Thugs in red overalls desecrate Steve Biko’s black pride legacy
EFF makes mockery of legitimate protest against Clicks' racist advert about black women's hair with criminal acts
Tomorrow marks the 43rd anniversary of the murder – at the hands of the police – of one of the black community’ foremost thinkers, Bantu Stephen Biko.
Steve Biko, as he was better known, had not planted any bomb, had not petrol-bombed any government building, and had not shot a government official.
All he had done was to call on black people to take pride in who they are, to take charge of their destiny.
Under the banner of Black People’s Programmes, the campaign started in his hometown of Ginsberg, Eastern Cape, with people cleaning up their neighbourhood, growing their vegetables, establishing their own clinic.
The idea was to spread the campaign countrywide, culminating in black people writing their history, promoting their languages, gaining back their land, establishing their own schools, and other tools and institutions of development without government support.
The Afrikaners – who had wrestled themselves out of English oppression by using the same tactics of selfreliance through building their own institutions – immediately recognised the potency of Biko’s efforts.
A proud, unified, selfsufficient black community was a threat bigger than a bunch of AK47-wielding gangs.
So they killed him on September 12 1977. They immediately banned organisations driven by his philosophy.
Because history does not like vacuums, with the disappearance of Black Consciousness as the rallying front for black people, the likes of Mangosuthu Buthelezi, Kaizer Matanzima and other fellow surrogates of the apartheid regime took the gap.
Suddenly, Zulu nationalism of the worst kind took root, as did all manner of “nationalisms” promoting the basest ethnic proclivities.
All of these were sold as expression of black pride.
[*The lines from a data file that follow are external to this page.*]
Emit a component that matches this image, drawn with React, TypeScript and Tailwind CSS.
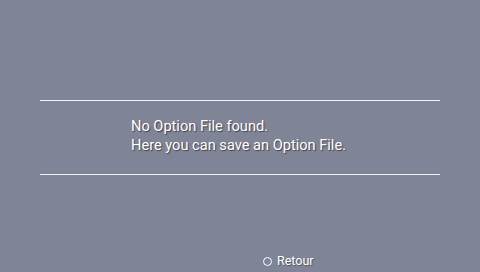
export default function App() {
  return (
    <div className="w-[480px] h-[272px] bg-[#7f8597] flex flex-col text-white font-['Roboto','Liberation_Sans',sans-serif] overflow-hidden">
      <div className="mt-[100px] mx-[40px] h-[75px] border-t border-b border-[#f2f2f2] pl-[91px] pt-[16px]">
        <p className="text-[14.6px] leading-[19px] [text-shadow:1px_1px_1px_rgba(0,0,0,0.5)]">
          No Option File found.
          <br />
          Here you can save an Option File.
        </p>
      </div>
      <div className="mt-auto mb-[3px] pl-[263px] flex items-center gap-[5px] text-[12.5px] leading-[16px] [text-shadow:1px_1px_1px_rgba(0,0,0,0.35)]">
        <span className="w-[9px] h-[9px] rounded-full border-[1.5px] border-white" />
        <span>Retour</span>
      </div>
    </div>
  );
}
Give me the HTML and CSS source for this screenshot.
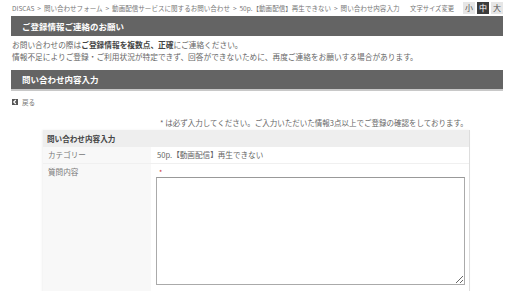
FILE: index.html
```html
<!DOCTYPE html>
<html lang="ja">
<head>
<meta charset="utf-8">
<link rel="stylesheet" href="styles.css">
</head>
<body>
<div class="page">
  <div class="topline">
    <div class="crumbs">DISCAS &nbsp;&gt;&nbsp; 問い合わせフォーム &nbsp;&gt;&nbsp; 動画配信サービスに関するお問い合わせ &nbsp;&gt;&nbsp; 50p.【動画配信】再生できない &nbsp;&gt;&nbsp; 問い合わせ内容入力</div>
    <div class="fontsize">
      <span class="fs-label">文字サイズ変更</span>
      <span class="fs-btn">小</span>
      <span class="fs-btn fs-on">中</span>
      <span class="fs-btn">大</span>
    </div>
  </div>
  <h2 class="bar">ご登録情報ご連絡のお願い</h2>
  <p class="notice">お問い合わせの際は<b>ご登録情報を複数点、正確</b>にご連絡ください。<br>情報不足によりご登録・ご利用状況が特定できず、回答ができないために、再度ご連絡をお願いする場合があります。</p>
  <h2 class="bar bar2">問い合わせ内容入力</h2>
  <div class="back"><span class="back-icon"><svg width="6" height="6" viewBox="0 0 6 6"><path d="M3.8 1 L1.8 3 L3.8 5" stroke="#fff" stroke-width="1.2" fill="none"/></svg></span>戻る</div>
  <p class="req">* は必ず入力してください。ご入力いただいた情報3点以上でご登録の確認をしております。</p>
  <div class="form">
    <div class="form-head">問い合わせ内容入力</div>
    <div class="row">
      <div class="label">カテゴリー</div>
      <div class="value">50p.【動画配信】再生できない</div>
    </div>
    <div class="row row-tall">
      <div class="label">質問内容</div>
      <div class="value">
        <div class="star">*</div>
        <textarea class="ta"></textarea>
      </div>
    </div>
  </div>
</div>
</body>
</html>
```
FILE: styles.css
```css
html, body {
  margin: 0;
  padding: 0;
  background: #fff;
}
body {
  font-family: "Noto Sans CJK JP", "Noto Sans", sans-serif;
  color: #666;
  font-size: 7.7px;
}
.page {
  margin: 0 9px 0 11px;
}
.topline {
  display: flex;
  justify-content: space-between;
  align-items: center;
  height: 16px;
}
.crumbs {
  font-size: 6.55px;
  color: #777;
  padding-left: 1px;
  white-space: nowrap;
}
.fontsize {
  display: flex;
  align-items: center;
  gap: 2px;
}
.fs-label {
  font-size: 6.3px;
  color: #777;
  margin-right: 7px;
}
.fs-btn {
  width: 12px;
  height: 12px;
  line-height: 12px;
  text-align: center;
  background: #e6e6e6;
  color: #555;
  font-size: 8px;
}
.fs-on {
  background: #3c3c3c;
  color: #fff;
}
.bar {
  margin: 0;
  height: 20px;
  line-height: 20px;
  background: #646464;
  color: #fff;
  font-size: 8.5px;
  font-weight: bold;
  padding-left: 11px;
}
.bar2 {
  height: 19px;
  line-height: 19px;
  border-bottom: 2px solid #c8c8c8;
}
.notice {
  margin: 3px 0 0 1px;
  height: 31px;
  line-height: 12px;
  font-size: 7.7px;
}
.notice b {
  color: #444;
}
.back {
  display: flex;
  align-items: center;
  gap: 4px;
  margin-top: 6px;
  padding-left: 1px;
  height: 10px;
  font-size: 6.6px;
  color: #777;
}
.back-icon {
  width: 6px;
  height: 6px;
  background: #555;
  display: inline-flex;
}
.req {
  margin: 11px 0 0 149px;
  height: 10px;
  line-height: 10px;
  font-size: 7.5px;
}
.form {
  margin: 2px 0 0 32px;
  width: 426px;
  border-right: 1px solid #ddd;
  box-shadow: -1px 0 2px rgba(0,0,0,0.06);
}
.form-head {
  height: 17px;
  line-height: 17px;
  background: #eee;
  color: #444;
  font-weight: bold;
  font-size: 7.6px;
  padding-left: 4px;
}
.row {
  display: flex;
  height: 16px;
  border-bottom: 1px solid #f0f0f0;
}
.label {
  width: 103px;
  background: #f8f8f8;
  padding: 3px 0 0 5px;
  line-height: 10px;
  font-size: 7.6px;
  color: #777;
}
.value {
  flex: 1;
  padding: 3px 0 0 6px;
  line-height: 10px;
  font-size: 7.6px;
  color: #666;
}
.row-tall {
  height: 200px;
  border-bottom: none;
}
.star {
  color: #c33;
  font-size: 7px;
  height: 10px;
  padding-left: 2px;
}
.ta {
  display: block;
  margin: 0 0 0 -1px;
  width: 309px;
  height: 108px;
  box-sizing: border-box;
  border: 1px solid #aaa;
  border-top-color: #999;
  padding: 0;
  resize: both;
  background: #fff;
}
```
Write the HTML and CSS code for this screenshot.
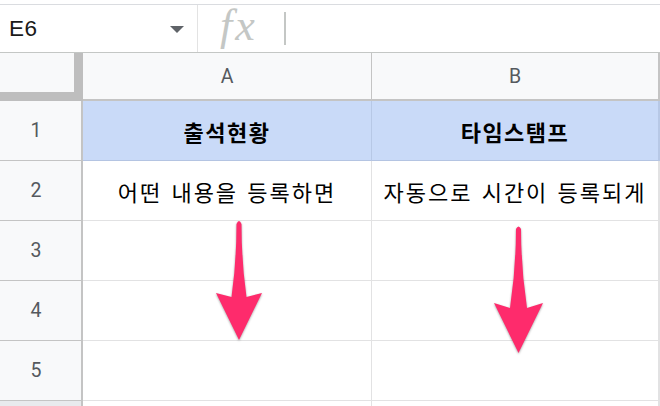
FILE: index.html
```html
<!DOCTYPE html>
<html lang="ko">
<head>
<meta charset="utf-8">
<link rel="stylesheet" href="styles.css">
</head>
<body>
<div class="topline"></div>
<div class="fbar">
  <div class="namebox"><span class="ref">E6</span><span class="caret"></span></div>
  <div class="fx-wrap"><span class="fx">fx</span><span class="div2"></span></div>
</div>
<div class="sheet">
  <div class="corner"></div>
  <div class="colhead">A</div>
  <div class="colhead last">B</div>

  <div class="rowhead">1</div>
  <div class="cell hdr">출석현황</div>
  <div class="cell hdr last">타임스탬프</div>

  <div class="rowhead">2</div>
  <div class="cell">어떤 내용을 등록하면</div>
  <div class="cell last">자동으로 시간이 등록되게</div>

  <div class="rowhead">3</div>
  <div class="cell"></div>
  <div class="cell last"></div>

  <div class="rowhead">4</div>
  <div class="cell"></div>
  <div class="cell last"></div>

  <div class="rowhead">5</div>
  <div class="cell"></div>
  <div class="cell last"></div>

  <div class="rowhead sel"></div>
  <div class="cell short"></div>
  <div class="cell short last"></div>
</div>
<svg class="arrows" width="660" height="406" viewBox="0 0 660 406">
  <path d="M246.5,297 Q241.5,262 241.5,224 Q239,218 236.5,224 Q236.5,262 231.5,297 L216,293 L239,340 L262,293 Z"/>
  <path d="M527,308 Q521,268 521,229 Q518.5,224 516,229 Q516,268 510,308 L494,303 L518.5,353 L543,303 Z"/>
</svg>
</body>
</html>
```
FILE: styles.css
```css
html, body {
  margin: 0;
  padding: 0;
  background: #ffffff;
  width: 660px;
  height: 406px;
  overflow: hidden;
  position: relative;
}
.topline {
  margin-top: 4px;
  height: 1px;
  background: #dadce0;
}
.fbar {
  display: flex;
  height: 47px;
  border-bottom: 1px solid #c4c7c5;
}
.namebox {
  width: 198px;
  border-right: 1.5px solid #e3e3e3;
  display: flex;
  align-items: center;
  justify-content: space-between;
  padding: 0 13px 0 9px;
  box-sizing: border-box;
}
.ref {
  font-family: "Liberation Sans", Arial, sans-serif;
  font-size: 22.5px;
  letter-spacing: 0.5px;
  color: #1a1a1a;
  margin-top: 1px;
}
.caret {
  width: 0;
  height: 0;
  border-left: 7.5px solid transparent;
  border-right: 7.5px solid transparent;
  border-top: 7px solid #5f6368;
  margin-top: 2px;
}
.fx-wrap {
  display: flex;
  align-items: center;
  padding-left: 22px;
}
.fx {
  width: 64px;
  font-family: "Liberation Serif", serif;
  font-style: italic;
  font-size: 44px;
  letter-spacing: 3px;
  color: #c4c7c5;
  line-height: 1;
  margin-top: -6px;
}
.div2 {
  width: 1.5px;
  height: 33px;
  background: #c4c7c5;
  margin-top: -1px;
}
.sheet {
  display: grid;
  grid-template-columns: 83px 289px 288px;
  grid-template-rows: 48px 60px 60px 60px 60px 60px 10px;
}
.corner {
  background: #f8f9fa;
  border-right: 9px solid #bebebe;
  border-bottom: 9px solid #bebebe;
}
.colhead {
  background: #f8f9fa;
  border-right: 1.5px solid #c4c4c4;
  border-bottom: 2px solid #c4c4c4;
  display: flex;
  align-items: center;
  justify-content: center;
  font-family: Roboto, "Liberation Sans", sans-serif;
  font-size: 19.5px;
  color: #55595e;
  padding-top: 1px;
}
.colhead.last {
  border-right: 2px solid #c4c4c4;
}
.rowhead {
  background: #f8f9fa;
  border-right: 2px solid #c4c4c4;
  border-bottom: 1px solid #c4c4c4;
  display: flex;
  align-items: center;
  justify-content: center;
  font-family: Roboto, "Liberation Sans", sans-serif;
  font-size: 19.5px;
  color: #55595e;
  padding-right: 9px;
}
.rowhead.sel {
  background: #e8eaed;
  border-top: 1px solid #c4c4c4;
  margin-top: -1px;
}
.cell {
  border-right: 1.5px solid #e2e2e3;
  border-bottom: 1px solid #e2e2e3;
  display: flex;
  align-items: center;
  justify-content: center;
  font-family: "Noto Sans CJK KR", sans-serif;
  font-size: 22px;
  letter-spacing: 2px;
  word-spacing: 1px;
  color: #000000;
  white-space: nowrap;
}
.cell.last {
  border-right: 2px solid #e2e2e3;
}
.cell.hdr {
  background: #c9daf8;
  font-weight: bold;
  letter-spacing: 1.5px;
  border-bottom-color: #b4c4e2;
  border-right-color: #b7c8e6;
}
.arrows {
  position: absolute;
  left: 0;
  top: 0;
  pointer-events: none;
}
.arrows path {
  fill: #fe2b6c;
  filter: drop-shadow(0.5px 1px 1px rgba(0, 0, 0, 0.35));
}
```
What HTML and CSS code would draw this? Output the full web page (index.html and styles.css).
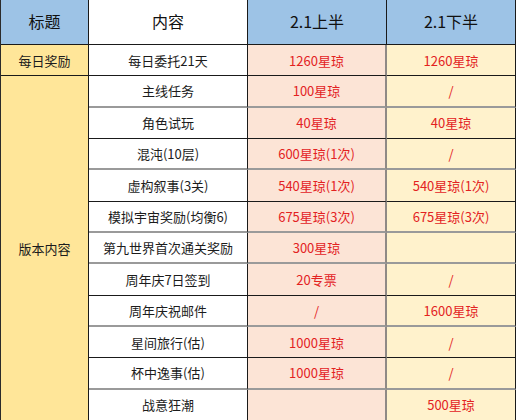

The distortion of Black Consciousness reached its dangerous low with the emergence of the thugs in red overalls.
The Clicks imbroglio is a legitimate issue to organise black people around. With that series of adverts Clicks insulted the entire black population.
And, let’s face it: Clicks only added petrol to a fire that had been smouldering for some time.
There is anger in the land. Anger about government corruption, anger stemming out of job losses as a result of Covid-19.
Until the Clicks debacle, this anger had not found an outlet. This week it did.
People sitting comfortably in their air-conditioned offices proclaim that the protest was irrational.
Anger can never be put on a continuum and be measured for rationality. Rage is rage.
Whatever damage Clicks sustains this week – both physically and reputationally – is well deserved.
You have to respect black people, firstly because they are human beings, but secondly because they are your customers.
I don’t want to get into the side issue about black women having lost love for their natural hair. It’s a whole different debate.
When you suggest in your adverts that black hair is bad, and the hair to aspire to is white straight hair, you are sending a subliminal message to young black people, teaching them to hate themselves.
This fits in with the agenda of perpetuating mental slavery in the absence of laws that would otherwise continue the subjugation of black people.
So, yes, the Clicks protest was and still is legitimate. It’s every black person’s struggle, whether they realise it or not.
Yet the thugs in red overalls have made it all about them. This week they abused and attacked the very people they are supposed to be fighting on behalf of – poor black people.
After sexually harassing a black woman, after trashing the shops, in the process robbing some of these poor black people of an income, the thugs in red overalls got into their expensive cars.
They drove to wherever they sit to drink their expensive booze, laughing at how easy it is to manipulate the masses, after which they went home to dream middleclass dreams, behind tall walls.
Shame on the clowns in red overalls for desecrating Steve Bantu Biko’s legacy.